- Written exercise -
Each line below should be retyped exactly, with no pictures.

········

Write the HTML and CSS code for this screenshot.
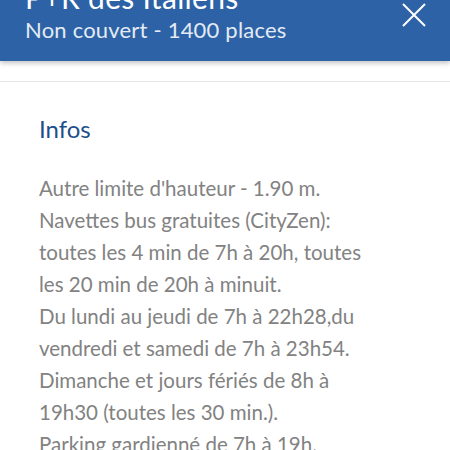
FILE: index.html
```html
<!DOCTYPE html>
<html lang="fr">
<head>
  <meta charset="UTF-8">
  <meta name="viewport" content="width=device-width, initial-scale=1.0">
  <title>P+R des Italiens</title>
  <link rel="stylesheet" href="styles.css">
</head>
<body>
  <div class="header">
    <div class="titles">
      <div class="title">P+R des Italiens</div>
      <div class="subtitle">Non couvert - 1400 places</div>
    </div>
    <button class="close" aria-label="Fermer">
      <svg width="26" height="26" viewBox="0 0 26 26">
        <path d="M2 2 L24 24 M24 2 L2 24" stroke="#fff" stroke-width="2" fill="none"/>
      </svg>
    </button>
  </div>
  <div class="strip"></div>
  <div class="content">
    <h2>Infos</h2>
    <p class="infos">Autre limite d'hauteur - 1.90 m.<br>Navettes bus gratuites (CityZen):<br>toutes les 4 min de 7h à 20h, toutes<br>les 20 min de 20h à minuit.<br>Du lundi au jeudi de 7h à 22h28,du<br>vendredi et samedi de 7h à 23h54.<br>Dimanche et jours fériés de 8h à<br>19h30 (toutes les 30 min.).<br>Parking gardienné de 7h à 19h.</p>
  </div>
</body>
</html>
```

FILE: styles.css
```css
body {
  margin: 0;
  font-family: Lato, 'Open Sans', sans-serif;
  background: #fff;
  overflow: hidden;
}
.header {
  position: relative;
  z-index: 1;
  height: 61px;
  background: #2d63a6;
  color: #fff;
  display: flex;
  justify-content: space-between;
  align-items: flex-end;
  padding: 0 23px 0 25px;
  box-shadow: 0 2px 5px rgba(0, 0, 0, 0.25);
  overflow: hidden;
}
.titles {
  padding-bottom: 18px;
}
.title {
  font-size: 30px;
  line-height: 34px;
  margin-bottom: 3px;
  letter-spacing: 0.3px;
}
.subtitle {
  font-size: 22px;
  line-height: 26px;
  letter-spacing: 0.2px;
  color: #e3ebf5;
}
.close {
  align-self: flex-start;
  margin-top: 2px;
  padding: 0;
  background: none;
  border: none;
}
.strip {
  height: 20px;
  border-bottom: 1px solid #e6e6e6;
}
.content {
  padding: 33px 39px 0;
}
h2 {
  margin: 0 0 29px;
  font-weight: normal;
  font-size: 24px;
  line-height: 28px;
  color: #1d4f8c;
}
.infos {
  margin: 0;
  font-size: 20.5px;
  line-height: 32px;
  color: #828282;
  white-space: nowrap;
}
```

········

- Solution below -
Write the HTML and CSS code for this screenshot.
FILE: index.html
```html
<!DOCTYPE html>
<html lang="fr">
<head>
  <meta charset="UTF-8">
  <meta name="viewport" content="width=device-width, initial-scale=1.0">
  <title>P+R des Italiens</title>
  <link rel="stylesheet" href="styles.css">
</head>
<body>
  <div class="header">
    <div class="titles">
      <div class="title">P+R des Italiens</div>
      <div class="subtitle">Non couvert - 1400 places</div>
    </div>
    <button class="close" aria-label="Fermer">
      <svg width="26" height="26" viewBox="0 0 26 26">
        <path d="M2 2 L24 24 M24 2 L2 24" stroke="#fff" stroke-width="2" fill="none"/>
      </svg>
    </button>
  </div>
  <div class="strip"></div>
  <div class="content">
    <h2>Infos</h2>
    <p class="infos">Autre limite d'hauteur - 1.90 m.<br>Navettes bus gratuites (CityZen):<br>toutes les 4 min de 7h à 20h, toutes<br>les 20 min de 20h à minuit.<br>Du lundi au jeudi de 7h à 22h28,du<br>vendredi et samedi de 7h à 23h54.<br>Dimanche et jours fériés de 8h à<br>19h30 (toutes les 30 min.).<br>Parking gardienné de 7h à 19h.</p>
  </div>
</body>
</html>
```

FILE: styles.css
```css
body {
  margin: 0;
  font-family: Lato, 'Open Sans', sans-serif;
  background: #fff;
  overflow: hidden;
}
.header {
  position: relative;
  z-index: 1;
  height: 61px;
  background: #2d63a6;
  color: #fff;
  display: flex;
  justify-content: space-between;
  align-items: flex-end;
  padding: 0 23px 0 25px;
  box-shadow: 0 2px 5px rgba(0, 0, 0, 0.25);
  overflow: hidden;
}
.titles {
  padding-bottom: 18px;
}
.title {
  font-size: 30px;
  line-height: 34px;
  margin-bottom: 3px;
  letter-spacing: 0.3px;
}
.subtitle {
  font-size: 22px;
  line-height: 26px;
  letter-spacing: 0.2px;
  color: #e3ebf5;
}
.close {
  align-self: flex-start;
  margin-top: 2px;
  padding: 0;
  background: none;
  border: none;
}
.strip {
  height: 20px;
  border-bottom: 1px solid #e6e6e6;
}
.content {
  padding: 33px 39px 0;
}
h2 {
  margin: 0 0 29px;
  font-weight: normal;
  font-size: 24px;
  line-height: 28px;
  color: #1d4f8c;
}
.infos {
  margin: 0;
  font-size: 20.5px;
  line-height: 32px;
  color: #828282;
  white-space: nowrap;
}
```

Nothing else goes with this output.